Tapi negara juga punya semacam cetak biru masyarakat yang ideal. Cetak biru paling heboh sejagat mungkin terwakili imaginasi The Third Reich, Seribu Tahun Nazi Jerman. Mereka mendabik dada sebagai bangsa terbaik dari ras agung Aria. Setiap yang menghalau benderang cahaya keagungan Arya-Jerman musti dimusnahkan. Dan bangsa Yahudi, menurut rezim Nazi, adalah bangsa sial yang mutlak dilenyapkan. Maka gerakan genosida atas orang-orang Yahudi pun berlangsung. Holocaust, menjadi jejak merah-bara pekat dalam sejarah manusia. Agensi ketiga: bisnis. Kehadiran kekuasaan bisnis, terlebih bisnis trans-nasional, telah menjadi gurita baru dalam kehidupan kontemporer kita. Siapa pun yang bersentuhan dengan orang jamak—termasuk dalam bisnis—akan menyadari kutukan Menara Babel sejak keruntuhannya, yakni perbedaan. Pesannya jelas: di tangan bisnis, misalnya perbedaan dan persaingan saling berjumpa di atas piring, di lobi-lobi hotel, di baliho-baliho iklan, dan pertaruangan “citra” di media-media sosial, ruang-ruang digital. Gejala ini disebut Stanley Fish (1996) sebagai boutique multiculturalism.
Perbedaan dirayakan dalam tema-tema fashion, festival pekan raya, restoran etnik, dan jual beli online. Tapi perbedaan itu “disatukan” dalam kegiatan memilih model dan besutan hasrat masing-masing persona.
Ilmu pengetahuan, juga negara yang pernah tegak perkasa, kini lemas di hadapan kekuatan modal. Institusi-institusi publik yang mestinya menjaga telos atau cita-hidup bersama, telah dirampas keperkasaan bisnis. Hidup bersama dan bersesama pun bergulir liar tanpa haluan telos itu.
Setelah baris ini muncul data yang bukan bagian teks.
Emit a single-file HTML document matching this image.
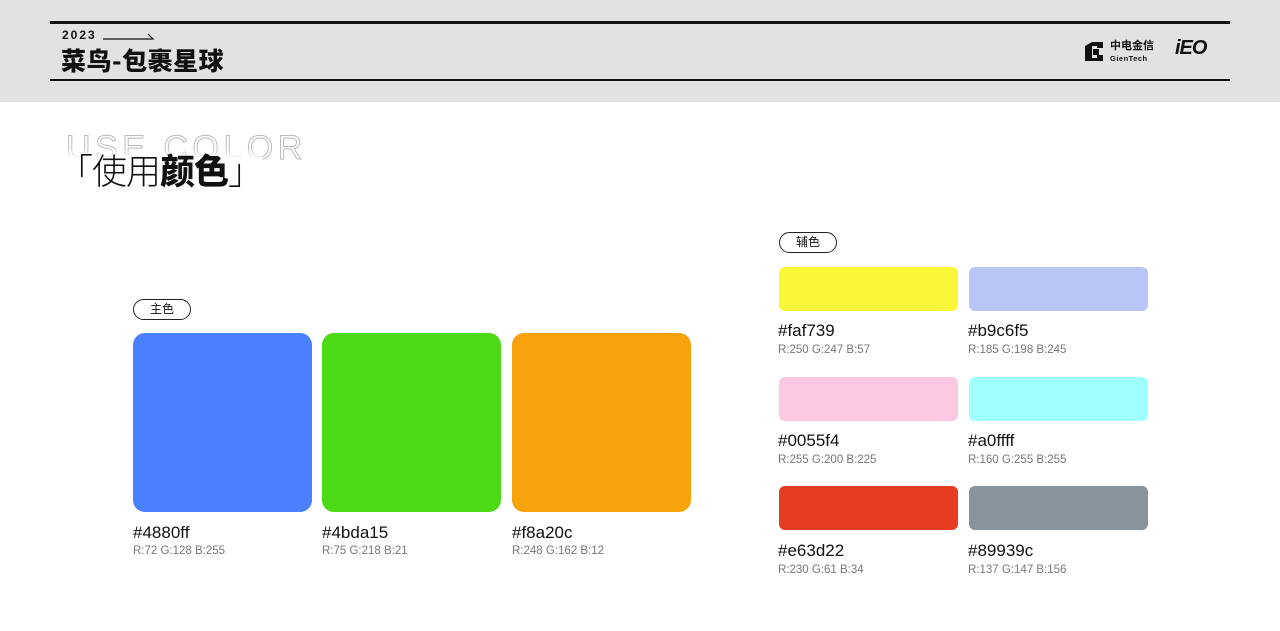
<!DOCTYPE html>
<html><head><meta charset="utf-8"><style>
*{margin:0;padding:0;box-sizing:border-box}
body{width:1280px;height:631px;background:#fff;position:relative;overflow:hidden;font-family:"Liberation Sans","Noto Sans CJK SC",sans-serif;color:#111}
.hdr{position:absolute;left:0;top:0;width:1280px;height:102px;background:#e2e2e2}
.l1{position:absolute;left:50px;top:21px;width:1180px;height:3px;background:#111}
.l2{position:absolute;left:50px;top:79px;width:1180px;height:2px;background:#111}
.abs{position:absolute}
.pill{position:absolute;border:1px solid #222;border-radius:11px;font-size:12px;text-align:center;line-height:19px;height:21px;width:58px}
.big{position:absolute;top:333px;width:179px;height:179px;border-radius:12px}
.sm{position:absolute;width:179px;height:44px;border-radius:6px}
.hex{position:absolute;font-size:17px;color:#111}
.rgb{position:absolute;font-size:11.5px;color:#777}
</style></head><body>
<div class="hdr"></div>
<div class="l1"></div><div class="l2"></div>
<div class="abs" style="left:62px;top:28px;font-size:12px;font-weight:bold;letter-spacing:2px">2023</div>
<svg class="abs" style="left:103px;top:33px" width="52" height="8"><path d="M0 6H50L45 1" stroke="#111" fill="none" stroke-width="1.2"/></svg>
<div class="abs" style="left:61px;top:44px;font-size:25px;font-weight:900;letter-spacing:0.5px;font-family:'Noto Sans CJK SC',sans-serif;line-height:32px">菜鸟-包裹星球</div>
<svg class="abs" style="left:1082px;top:40px" width="24" height="24"><path d="M3 6 L10 2 H21 V8 H15 V6 H10 V18 H15 V15 H21 V21 H3 Z" fill="#111"/><rect x="11" y="9" width="6" height="6" fill="#111"/></svg>
<div class="abs" style="left:1110px;top:40px;font-size:11px;font-weight:bold;line-height:12px">中电金信</div>
<div class="abs" style="left:1110px;top:54px;font-size:7.5px;font-weight:bold;letter-spacing:.5px">GienTech</div>
<div class="abs" style="left:1175px;top:37px;font-size:20px;font-weight:900;font-style:italic;letter-spacing:-1px">iEO</div>
<div class="abs" style="left:66px;top:128px;font-size:34px;letter-spacing:4.5px;color:transparent;-webkit-text-stroke:1px #bbb;line-height:40px">USE COLOR</div>
<div class="abs" style="left:58px;top:148px;font-size:35px;letter-spacing:-1px;line-height:44px;font-family:'Noto Sans CJK SC',sans-serif;background:linear-gradient(#fff0,#fff 25%)"><span style="font-weight:300">「使用</span><span style="font-weight:900">颜色</span><span style="font-weight:300">」</span></div>

<div class="pill" style="left:133px;top:299px">主色</div>
<div class="pill" style="left:779px;top:232px">辅色</div>

<div class="big" style="left:133px;background:#4880ff"></div>
<div class="big" style="left:322px;background:#4bda15"></div>
<div class="big" style="left:512px;background:#f8a20c"></div>
<div class="hex" style="left:133px;top:523px">#4880ff</div><div class="rgb" style="left:133px;top:545px">R:72 G:128 B:255</div>
<div class="hex" style="left:322px;top:523px">#4bda15</div><div class="rgb" style="left:322px;top:545px">R:75 G:218 B:21</div>
<div class="hex" style="left:512px;top:523px">#f8a20c</div><div class="rgb" style="left:512px;top:545px">R:248 G:162 B:12</div>

<div class="sm" style="left:779px;top:267px;background:#faf739"></div>
<div class="sm" style="left:969px;top:267px;background:#b9c6f5"></div>
<div class="sm" style="left:779px;top:377px;background:#fdc8e1"></div>
<div class="sm" style="left:969px;top:377px;background:#a0ffff"></div>
<div class="sm" style="left:779px;top:486px;background:#e63d22"></div>
<div class="sm" style="left:969px;top:486px;background:#89939c"></div>

<div class="hex" style="left:778px;top:321px">#faf739</div><div class="rgb" style="left:778px;top:344px">R:250 G:247 B:57</div>
<div class="hex" style="left:968px;top:321px">#b9c6f5</div><div class="rgb" style="left:968px;top:344px">R:185 G:198 B:245</div>
<div class="hex" style="left:778px;top:431px">#0055f4</div><div class="rgb" style="left:778px;top:454px">R:255 G:200 B:225</div>
<div class="hex" style="left:968px;top:431px">#a0ffff</div><div class="rgb" style="left:968px;top:454px">R:160 G:255 B:255</div>
<div class="hex" style="left:778px;top:541px">#e63d22</div><div class="rgb" style="left:778px;top:564px">R:230 G:61 B:34</div>
<div class="hex" style="left:968px;top:541px">#89939c</div><div class="rgb" style="left:968px;top:564px">R:137 G:147 B:156</div>
</body></html>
Hasrat untuk menegaskan “perbedaan” lalu jadi paradigma dominan. Paras kehidupan kita kini pun terbelah: mulai dari ormas-ormas, partai politik, organisasi pemuda, orientasi politik, kelompok sosial, gaya hidup, hingga grup-grup WA, memperlihatkan “paras ganda”. Adakah hal tersebut sebagai peneguhan identitas atau justru perayaan heterofobia? Jangan-jangan kutukan Menara Babel kian memperlihatkan gairahnya.